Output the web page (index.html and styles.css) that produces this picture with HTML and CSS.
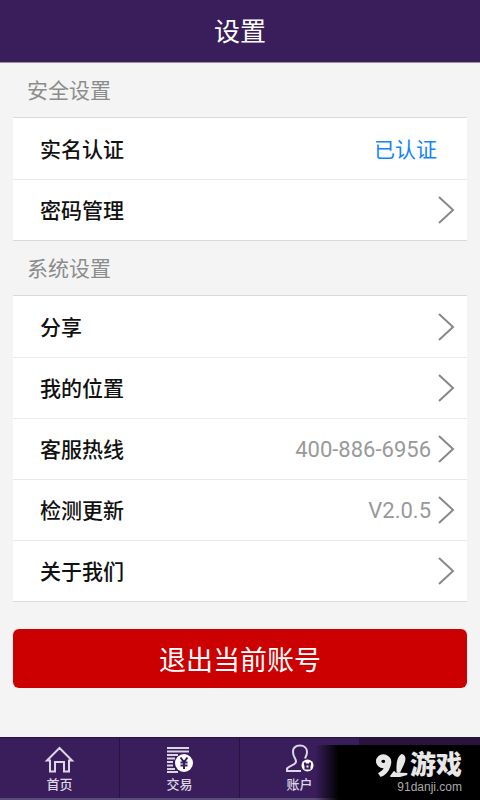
FILE: index.html
```html
<!DOCTYPE html>
<html lang="zh-CN">
<head>
<meta charset="utf-8">
<meta name="viewport" content="width=device-width, initial-scale=1">
<title>设置</title>
<link rel="stylesheet" href="styles.css">
</head>
<body>
<header class="topbar"><h1>设置</h1></header>
<main class="content">
  <h2 class="section">安全设置</h2>
  <ul class="group">
    <li><a class="row" href="#verify"><span class="label">实名认证</span><span class="status">已认证</span></a></li>
    <li><a class="row" href="#password"><span class="label">密码管理</span><svg class="chevron" viewBox="0 0 18 30"><path d="M2 2 16 15 2 28"/></svg></a></li>
  </ul>
  <h2 class="section">系统设置</h2>
  <ul class="group">
    <li><a class="row" href="#share"><span class="label">分享</span><svg class="chevron" viewBox="0 0 18 30"><path d="M2 2 16 15 2 28"/></svg></a></li>
    <li><a class="row" href="#location"><span class="label">我的位置</span><svg class="chevron" viewBox="0 0 18 30"><path d="M2 2 16 15 2 28"/></svg></a></li>
    <li><a class="row" href="#hotline"><span class="label">客服热线</span><span class="value">400-886-6956</span><svg class="chevron" viewBox="0 0 18 30"><path d="M2 2 16 15 2 28"/></svg></a></li>
    <li><a class="row" href="#update"><span class="label">检测更新</span><span class="value">V2.0.5</span><svg class="chevron" viewBox="0 0 18 30"><path d="M2 2 16 15 2 28"/></svg></a></li>
    <li><a class="row" href="#about"><span class="label">关于我们</span><svg class="chevron" viewBox="0 0 18 30"><path d="M2 2 16 15 2 28"/></svg></a></li>
  </ul>
  <button class="logout" type="button">退出当前账号</button>
</main>
<nav class="tabs">
  <a class="tab" href="#home">
    <svg class="icon" viewBox="0 0 30 30"><path d="M2 15.500 14.500 3 27 15.500H24V26.500H19V17H10V26.500H5V15.500Z"/></svg>
    <span>首页</span>
  </a>
  <a class="tab" href="#trade">
    <svg class="icon" viewBox="0 0 30 30"><path d="M2 3H24M2 6.500H24M2 10H13M2 13.500H10M2 17H8M2 20.500H8M2 24H10M2 27H13"/><circle class="solid" cx="19" cy="18" r="9"/><path class="yen" d="M15.500 12.500 19 17 22.500 12.500M19 17V24M15.500 17.500H22.500M15.500 20.500H22.500"/></svg>
    <span>交易</span>
  </a>
  <a class="tab" href="#account">
    <svg class="icon" viewBox="0 0 30 30"><path d="M16 26H2V23.500C5 20 11 20 11 16.500C11 13 8 12 8 7C8 2.500 11 0.500 15 0.500S22 3 22 7C22 10 21 11 20 13.500"/><circle class="solid" cx="22.500" cy="20.500" r="6"/><path class="yen" d="M20 17.500V19.500M25 17.500V19.500M19 19.500H26M20.500 20V23.500H24.500V20"/></svg>
    <span>账户</span>
  </a>
  <a class="tab tab-more" href="#more" aria-label="更多"></a>
  <div class="watermark">
    <div class="brand"><svg class="mark" viewBox="0 0 96 69" role="img" aria-label="91"><ellipse class="loop" cx="22" cy="22" rx="14" ry="13"/><path class="stem" d="M30 6C48 8 48 26 43 38C37 54 28 64 14 69L6 58C18 52 24 44 27 34Z"/><path class="stem" d="M78 0C92 4 90 20 82 35L72 56H62C60 34 62 6 78 0Z"/><path class="stem" d="M42 66 54 50 60 56H78L94 57V63L72 69H44Z"/></svg><strong>游戏</strong></div>
    <div class="site">91danji.com</div>
  </div>
</nav>
</body>
</html>
```
FILE: styles.css
```css
* { box-sizing: border-box; }
body {
  margin: 0;
  min-height: 100vh;
  display: flex;
  flex-direction: column;
  background: #f4f4f4;
  color: #111;
  font-family: Roboto, "Noto Sans CJK SC", sans-serif;
}
a { color: inherit; text-decoration: none; }
.topbar {
  height: 63px;
  padding-top: 2px;
  background: #391e5b;
  border-bottom: 1px solid #9c8fae;
  color: #fff;
  display: flex;
  align-items: center;
  justify-content: center;
}
h1 { margin: 0; font-size: 26px; font-weight: 400; line-height: 32px; }
.content { flex: 1; padding: 0 13px; }
.section {
  margin: 0;
  height: 54px;
  padding: 0 14px 2px;
  display: flex;
  align-items: center;
  font-size: 21px;
  font-weight: 400;
  color: #8c8c8c;
}
.group {
  margin: 0;
  padding: 0;
  list-style: none;
  background: #fff;
  border-top: 1px solid #dcdad4;
  border-bottom: 1px solid #dcdad4;
}
.group li { height: 61px; }
.group li + li { border-top: 1px solid #ebe8e5; }
.row {
  height: 100%;
  padding: 0 12px 0 27px;
  display: flex;
  align-items: center;
  font-size: 21px;
}
.label { flex: 1; padding-bottom: 2px; font-weight: 500; }
.status { padding: 0 18px 2px 0; color: #0f85f9; }
.value { padding-right: 6px; font-size: 22px; color: #999; }
.chevron { width: 18px; height: 30px; fill: none; stroke: #888; stroke-width: 2; }
.logout {
  display: block;
  width: 100%;
  height: 59px;
  margin-top: 27px;
  padding: 0;
  border: 0;
  border-radius: 6px;
  background: #c00;
  color: #fff;
  font: inherit;
  font-size: 27px;
}
.tabs {
  position: relative;
  height: 63px;
  display: grid;
  grid-template-columns: repeat(4, 1fr);
  background: #391e5b;
  border-top: 1px solid #27143f;
  border-bottom: 2px solid #5b4b78;
}
.tab {
  padding-top: 7px;
  display: flex;
  flex-direction: column;
  align-items: center;
  gap: 1px;
  color: #ddd6e4;
  font-size: 13px;
  font-weight: 500;
  line-height: 18px;
  border-right: 1px solid #27143f;
}
.tab-more { background: #28143f; }
.icon { width: 30px; height: 30px; overflow: visible; fill: none; stroke: #ddd6e4; stroke-width: 2; }
.icon .solid { fill: #fff; stroke: none; }
.icon .yen { stroke: #391e5b; }
.watermark {
  position: absolute;
  top: 7px;
  right: 0;
  bottom: -2px;
  width: 165px;
  padding: 5px 18px 0 0;
  background: linear-gradient(to right, transparent, #000 24px);
  color: #e8e8e8;
  text-align: right;
}
.brand { display: flex; justify-content: flex-end; align-items: center; gap: 2px; font-size: 26px; line-height: 30px; }
.brand strong { font-weight: 900; }
.mark { width: 32px; height: 23px; fill: none; }
.loop { stroke: #e8e8e8; stroke-width: 16; }
.stem { fill: #e8e8e8; }
.site { font-family: "Liberation Sans", sans-serif; font-size: 12px; line-height: 14px; color: #aaa; }
```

==================================================

* [EXERCISE]
Of the lines above, copy each that contains "index".

* [THE REPLY]
Output the web page (index.html and styles.css) that produces this picture with HTML and CSS.
FILE: index.html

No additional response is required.